Courtesy Communications provides pager and cell phone service throughout North Idaho and Eastern Washington.

Sonneland needed the county permit to make the tower, built in 1984, legal. Because the commission rejected the requests, saying Sonneland’s attempts to rectify the situation were too late, the court requires that Sonneland remove the tower.

Sonneland hasn’t been able to use the tower since August, when the judge ordered him to stop transmitting until he complied with state and county law. Sonneland has said he has switched to using the Fancher Beacon, which is south of Spokane’s Felts Field, to transmit signals.

The county has battled with Sonneland for years over the tower, and officials claim he has violated almost every zoning law that applies to rural areas.

Sonneland said he never knew there was a problem with the tower until 2001. He said the delay in resolving the situation was because the commission wouldn’t communicate with him.

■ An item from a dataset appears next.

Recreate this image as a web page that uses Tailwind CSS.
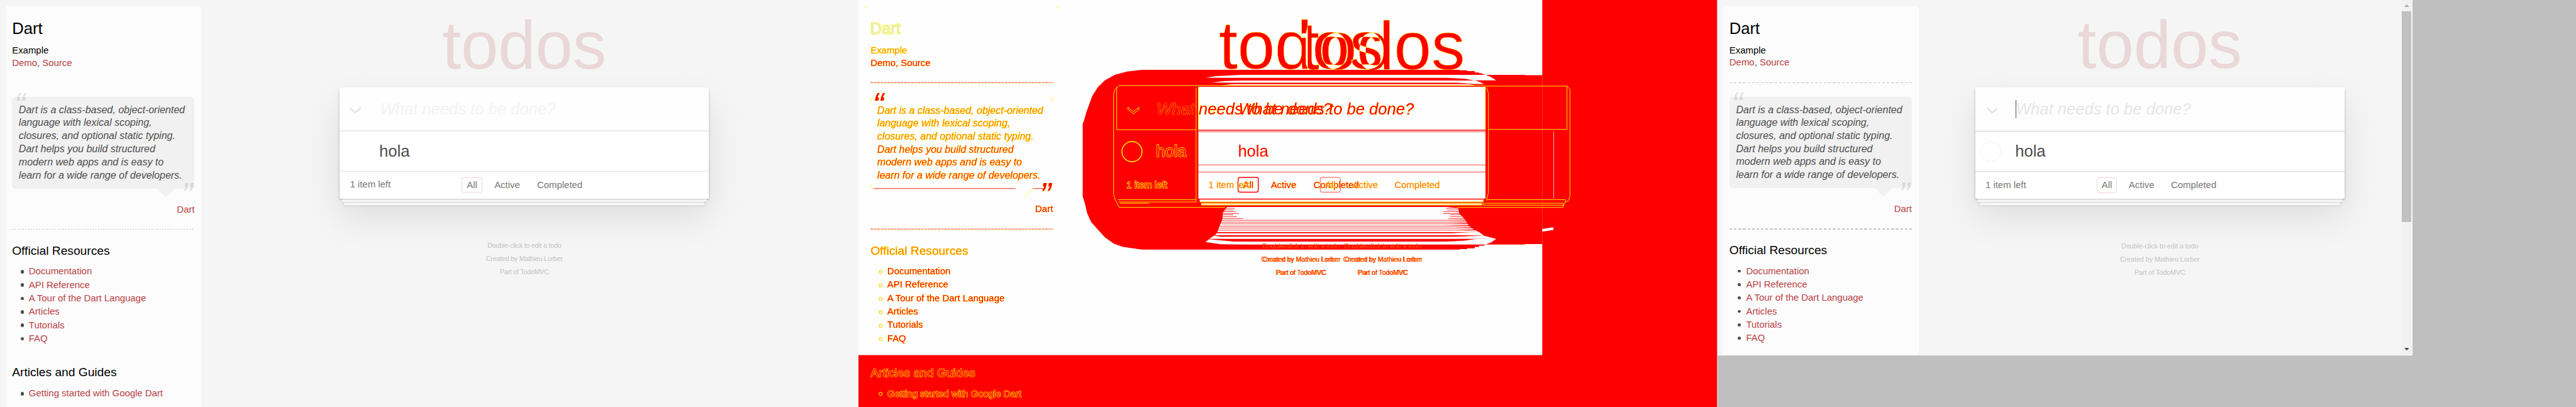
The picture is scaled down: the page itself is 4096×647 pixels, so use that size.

Sonneland said he asked the commission for a meeting in 2002 but didn’t get a response. In the July 2002 letter requesting a hearing, Sonneland and representatives from two other companies using the Blossom Mountain tower offered the commission cash.

Sonneland along with Damon Vetsch of Day Wireless and Wesley R. Hamilton of Switzer Communications asked that the commissioners come look at the Blossom Mountain tower and then have a public hearing regarding the zoning problem.

For their attendance, Sonneland and the other companies wrote that they “would be happy to contribute for each of our guests $100 for the county or, in the alternative, to a charity of your choice.” The commission never responded.

Panabaker said Sonneland is welcome to try to fix the antenna problems and go back through the county process to get the permit needed to operate a tower in a rural zone.

“It’s out of our hands,” Panabaker said. “The judge’s order stands and that’s what we have to live with.”